Welcome to our ongoing series of blog posts in the Top Echelon Recruiter Training Center: “Jeff Allen’s Collection Tip of the Week.” Each week, we’ll highlight one collection tip from Allen, JD/CPC, the world’s leading placement lawyer.
Since 1975, Allen has collected more placement fees, litigated more trade secret cases, and assisted more placement practitioners than anyone else. He’s also the author of 24 books and a regular columnist for The Fordyce Letter, one of the leading publications in the recruiting industry.
Below is this week’s collection tip for recruiters, courtesy of Jeff Allen.
What the Client Says:
“The candidate was hired by another division.”
How the Client Pays:
This is a “forward pass” situation—send out to A, hire by B.

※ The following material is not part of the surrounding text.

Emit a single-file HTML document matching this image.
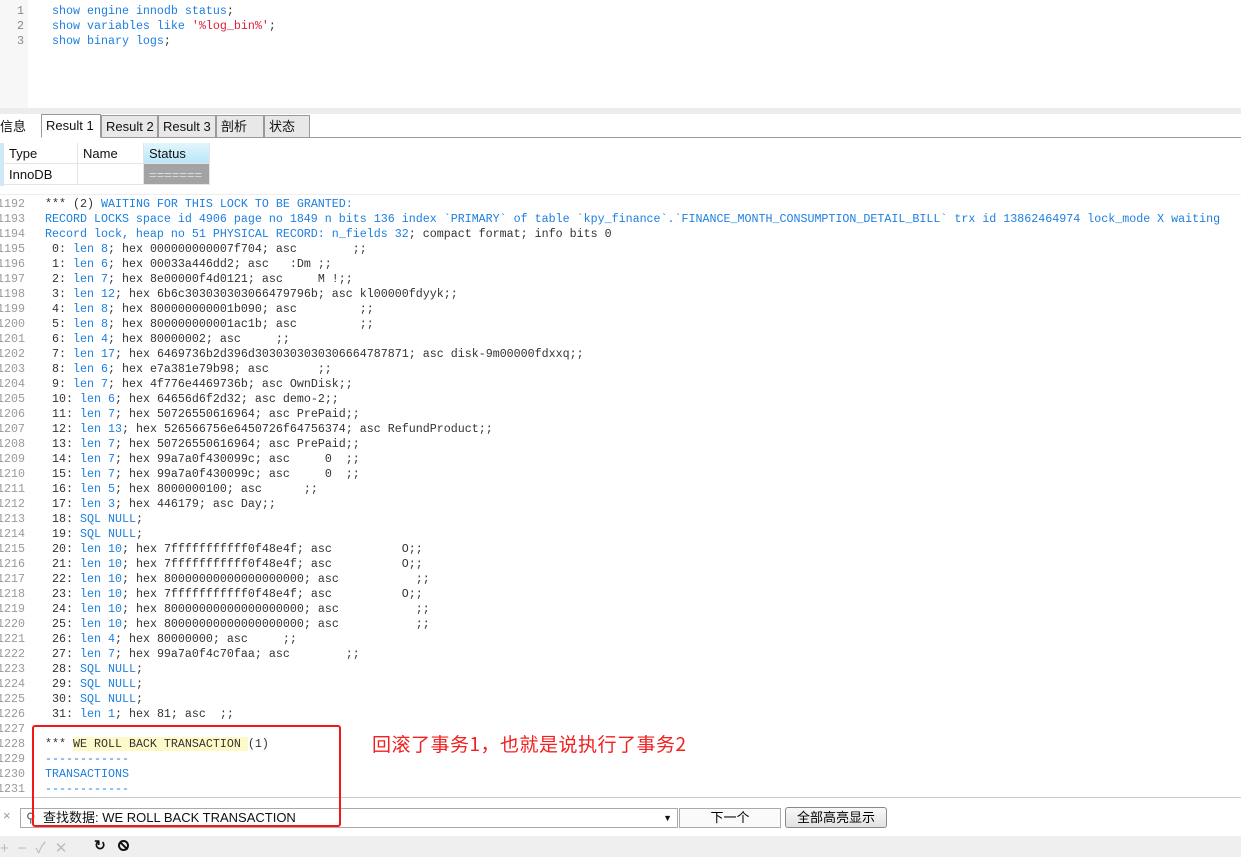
<!DOCTYPE html>
<html><head><meta charset="utf-8"><style>
*{margin:0;padding:0;box-sizing:border-box}
body{width:1241px;height:857px;overflow:hidden;background:#fff;position:relative;font-family:"Liberation Sans","Noto Sans CJK SC",sans-serif}
.mono{font-family:"Liberation Mono","DejaVu Sans Mono",monospace;font-size:11.67px;white-space:pre}
#ed{position:absolute;left:0;top:0;width:1241px;height:108px;background:#fff}
#edg{position:absolute;left:0;top:0;width:28px;height:108px;background:#f7f7f7}
.el{position:absolute;height:15px;line-height:15px;color:#888}
.tl{position:absolute;left:45px;height:15px;line-height:15px;color:#333}
.mono.b,.b{color:#1e7fe0}.s{color:#e0203a}.d{color:#333}
#sep{position:absolute;left:0;top:108px;width:1241px;height:6px;background:#ececec}
#tabs{position:absolute;left:0;top:114px;width:1241px;height:24px;background:#fff;border-bottom:1px solid #999}
.tab{position:absolute;top:1px;height:23px;border:1px solid #999;background:#e8e8e8;font-size:13px;line-height:22px;padding-left:4px;color:#111}
#grid{position:absolute;left:0;top:138px;width:1241px;height:56px;background:#fff;font-size:13px}
.c{position:absolute;height:21px;line-height:21px;padding-left:5px;border-right:1px solid #e4e4e4;border-bottom:1px solid #e4e4e4;color:#111}
#txt{position:absolute;left:0;top:194px;width:1241px;height:603px;background:#fff;border-top:1px solid #eee}
.ln{position:absolute;left:-7px;width:32px;text-align:right;color:#999;height:15px;line-height:15px}
#find{position:absolute;left:0;top:797px;width:1241px;height:39px;background:#fff;border-top:1px solid #ccc}
#bot{position:absolute;left:0;top:836px;width:1241px;height:21px;background:#efefef}
</style></head><body>
<div id="ed"><div id="edg"></div>
<div class="el mono" style="left:17px;top:4px">1</div>
<div class="el mono" style="left:17px;top:19px">2</div>
<div class="el mono" style="left:17px;top:34px">3</div>
<div class="el mono b" style="left:52px;top:4px">show engine innodb status<span class="d">;</span></div>
<div class="el mono b" style="left:52px;top:19px">show variables like <span class="s">'%log_bin%'</span><span class="d">;</span></div>
<div class="el mono b" style="left:52px;top:34px">show binary logs<span class="d">;</span></div>
</div>
<div id="sep"></div>
<div id="tabs">
<div class="tab" style="left:-4px;width:45px;border:none;background:#fff;top:2px">信息</div>
<div class="tab" style="left:41px;width:60px;background:#fff;border-bottom:1px solid #fff;top:0;height:24px">Result 1</div>
<div class="tab" style="left:101px;width:57px">Result 2</div>
<div class="tab" style="left:158px;width:58px">Result 3</div>
<div class="tab" style="left:216px;width:48px">剖析</div>
<div class="tab" style="left:264px;width:46px">状态</div>
</div>
<div id="grid">
<div style="position:absolute;left:0;top:5px;width:4px;height:43px;background:#cfe9f7"></div>
<div class="c" style="left:4px;top:5px;width:74px">Type</div>
<div class="c" style="left:78px;top:5px;width:66px">Name</div>
<div class="c" style="left:144px;top:5px;width:66px;background:linear-gradient(#e2f6fd,#b9e6f8)">Status</div>
<div class="c" style="left:4px;top:26px;width:74px">InnoDB</div>
<div class="c" style="left:78px;top:26px;width:66px"></div>
<div class="c" style="left:144px;top:26px;width:66px;background:#a3a3a6;color:#ddd">=======</div>
</div>
<div id="txt">
<div class="ln mono" style="top:2px">1192</div><div class="tl mono" style="top:2px">*** (2) <span class="b">WAITING FOR THIS LOCK TO BE GRANTED:</span></div>
<div class="ln mono" style="top:17px">1193</div><div class="tl mono b" style="top:17px">RECORD LOCKS space id 4906 page no 1849 n bits 136 index `PRIMARY` of table `kpy_finance`.`FINANCE_MONTH_CONSUMPTION_DETAIL_BILL` trx id 13862464974 lock_mode X waiting</div>
<div class="ln mono" style="top:32px">1194</div><div class="tl mono" style="top:32px"><span class="b">Record lock, heap no 51 PHYSICAL RECORD: n_fields 32</span>; compact format; info bits 0</div>
<div class="ln mono" style="top:47px">1195</div><div class="tl mono" style="top:47px"> 0: <span class="b">len 8</span>; hex 000000000007f704; asc        ;;</div>
<div class="ln mono" style="top:62px">1196</div><div class="tl mono" style="top:62px"> 1: <span class="b">len 6</span>; hex 00033a446dd2; asc   :Dm ;;</div>
<div class="ln mono" style="top:77px">1197</div><div class="tl mono" style="top:77px"> 2: <span class="b">len 7</span>; hex 8e00000f4d0121; asc     M !;;</div>
<div class="ln mono" style="top:92px">1198</div><div class="tl mono" style="top:92px"> 3: <span class="b">len 12</span>; hex 6b6c303030303066479796b; asc kl00000fdyyk;;</div>
<div class="ln mono" style="top:107px">1199</div><div class="tl mono" style="top:107px"> 4: <span class="b">len 8</span>; hex 800000000001b090; asc         ;;</div>
<div class="ln mono" style="top:122px">1200</div><div class="tl mono" style="top:122px"> 5: <span class="b">len 8</span>; hex 800000000001ac1b; asc         ;;</div>
<div class="ln mono" style="top:137px">1201</div><div class="tl mono" style="top:137px"> 6: <span class="b">len 4</span>; hex 80000002; asc     ;;</div>
<div class="ln mono" style="top:152px">1202</div><div class="tl mono" style="top:152px"> 7: <span class="b">len 17</span>; hex 6469736b2d396d3030303030306664787871; asc disk-9m00000fdxxq;;</div>
<div class="ln mono" style="top:167px">1203</div><div class="tl mono" style="top:167px"> 8: <span class="b">len 6</span>; hex e7a381e79b98; asc       ;;</div>
<div class="ln mono" style="top:182px">1204</div><div class="tl mono" style="top:182px"> 9: <span class="b">len 7</span>; hex 4f776e4469736b; asc OwnDisk;;</div>
<div class="ln mono" style="top:197px">1205</div><div class="tl mono" style="top:197px"> 10: <span class="b">len 6</span>; hex 64656d6f2d32; asc demo-2;;</div>
<div class="ln mono" style="top:212px">1206</div><div class="tl mono" style="top:212px"> 11: <span class="b">len 7</span>; hex 50726550616964; asc PrePaid;;</div>
<div class="ln mono" style="top:227px">1207</div><div class="tl mono" style="top:227px"> 12: <span class="b">len 13</span>; hex 526566756e6450726f64756374; asc RefundProduct;;</div>
<div class="ln mono" style="top:242px">1208</div><div class="tl mono" style="top:242px"> 13: <span class="b">len 7</span>; hex 50726550616964; asc PrePaid;;</div>
<div class="ln mono" style="top:257px">1209</div><div class="tl mono" style="top:257px"> 14: <span class="b">len 7</span>; hex 99a7a0f430099c; asc     0  ;;</div>
<div class="ln mono" style="top:272px">1210</div><div class="tl mono" style="top:272px"> 15: <span class="b">len 7</span>; hex 99a7a0f430099c; asc     0  ;;</div>
<div class="ln mono" style="top:287px">1211</div><div class="tl mono" style="top:287px"> 16: <span class="b">len 5</span>; hex 8000000100; asc      ;;</div>
<div class="ln mono" style="top:302px">1212</div><div class="tl mono" style="top:302px"> 17: <span class="b">len 3</span>; hex 446179; asc Day;;</div>
<div class="ln mono" style="top:317px">1213</div><div class="tl mono" style="top:317px"> 18: <span class="b">SQL NULL</span>;</div>
<div class="ln mono" style="top:332px">1214</div><div class="tl mono" style="top:332px"> 19: <span class="b">SQL NULL</span>;</div>
<div class="ln mono" style="top:347px">1215</div><div class="tl mono" style="top:347px"> 20: <span class="b">len 10</span>; hex 7fffffffffff0f48e4f; asc          O;;</div>
<div class="ln mono" style="top:362px">1216</div><div class="tl mono" style="top:362px"> 21: <span class="b">len 10</span>; hex 7fffffffffff0f48e4f; asc          O;;</div>
<div class="ln mono" style="top:377px">1217</div><div class="tl mono" style="top:377px"> 22: <span class="b">len 10</span>; hex 80000000000000000000; asc           ;;</div>
<div class="ln mono" style="top:392px">1218</div><div class="tl mono" style="top:392px"> 23: <span class="b">len 10</span>; hex 7fffffffffff0f48e4f; asc          O;;</div>
<div class="ln mono" style="top:407px">1219</div><div class="tl mono" style="top:407px"> 24: <span class="b">len 10</span>; hex 80000000000000000000; asc           ;;</div>
<div class="ln mono" style="top:422px">1220</div><div class="tl mono" style="top:422px"> 25: <span class="b">len 10</span>; hex 80000000000000000000; asc           ;;</div>
<div class="ln mono" style="top:437px">1221</div><div class="tl mono" style="top:437px"> 26: <span class="b">len 4</span>; hex 80000000; asc     ;;</div>
<div class="ln mono" style="top:452px">1222</div><div class="tl mono" style="top:452px"> 27: <span class="b">len 7</span>; hex 99a7a0f4c70faa; asc        ;;</div>
<div class="ln mono" style="top:467px">1223</div><div class="tl mono" style="top:467px"> 28: <span class="b">SQL NULL</span>;</div>
<div class="ln mono" style="top:482px">1224</div><div class="tl mono" style="top:482px"> 29: <span class="b">SQL NULL</span>;</div>
<div class="ln mono" style="top:497px">1225</div><div class="tl mono" style="top:497px"> 30: <span class="b">SQL NULL</span>;</div>
<div class="ln mono" style="top:512px">1226</div><div class="tl mono" style="top:512px"> 31: <span class="b">len 1</span>; hex 81; asc  ;;</div>
<div class="ln mono" style="top:527px">1227</div>
<div class="ln mono" style="top:542px">1228</div><div class="tl mono" style="top:542px">*** <span style="background:#fdf9c8">WE ROLL BACK TRANSACTION </span>(1)</div>
<div class="ln mono" style="top:557px">1229</div><div class="tl mono b" style="top:557px">------------</div>
<div class="ln mono" style="top:572px">1230</div><div class="tl mono b" style="top:572px">TRANSACTIONS</div>
<div class="ln mono" style="top:587px">1231</div><div class="tl mono b" style="top:587px">------------</div>
</div>
<div style="position:absolute;left:372px;top:731px;font-size:19px;color:#f02020;font-family:'WenQuanYi Zen Hei','Noto Sans CJK SC',sans-serif;line-height:26px;letter-spacing:0.5px">回滚了事务1，也就是说执行了事务2</div>
<div id="find">
<div style="position:absolute;left:3px;top:10px;color:#999;font-size:13px">×</div>
<div style="position:absolute;left:20px;top:10px;width:658px;height:20px;border:1px solid #aaa;background:#fff;font-size:13px;line-height:18px;padding-left:22px;color:#111">查找数据: WE ROLL BACK TRANSACTION
<span style="position:absolute;left:5px;top:0;color:#555">⚲</span>
<span style="position:absolute;right:5px;top:0;font-size:9px">▼</span></div>
<div style="position:absolute;left:679px;top:10px;width:102px;height:20px;border:1px solid #aaa;background:#fafafa;font-size:13px;line-height:18px;text-align:center">下一个</div>
<div style="position:absolute;left:785px;top:9px;width:102px;height:21px;border:1px solid #888;border-radius:3px;background:linear-gradient(#f8f8f8,#e2e2e2);font-size:13px;line-height:19px;text-align:center">全部高亮显示</div>
</div>
<div id="bot">
<div style="position:absolute;left:0;top:1px;font-size:15px;color:#bbb;letter-spacing:9px">+−✓✕</div>
<div style="position:absolute;left:94px;top:1px;font-size:14px;color:#111;font-weight:bold">↻</div>
<div style="position:absolute;left:118px;top:4px;width:11px;height:11px;border:2px solid #111;border-radius:50%"><div style="position:absolute;left:3px;top:-1px;width:2px;height:10px;background:#111;transform:rotate(-45deg)"></div></div>
</div>
<div style="position:absolute;left:32px;top:725px;width:309px;height:102px;border:2px solid #f01818;border-radius:3px"></div>
</body></html>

The first issue is how the other division learned of the candidate.
Then the legal analysis is usually as follows:
1. You can prove an agreement to pay the fee by the client, but it didn’t hire.
2. You can prove a hire by the other division, but it didn’t agree to pay the fee.
3. You can’t enforce rights against either by fee schedules that say “hired directly or indirectly through the employer or any of its affiliates.”
The most important contractual question is whether the ultimate employer is a separate corporation. If so, it’s a separate legal entity. That means it’s not on the hook unless you can show there was a conspiracy to avoid payment of the fee.
Absent that, you’ll be asking the court for equitable relief based upon the judge or jury’s idea of fairness. The usual words are unjust enrichment—the client will be unjustly enriched by hiring without paying the fee.
You must show that the division knew or should have known you were involved. You do that by staying close to every candidate.
Treat candidates like your “stock in trade,” dusting them off regularly. You’ll routinely pick up all of these fees!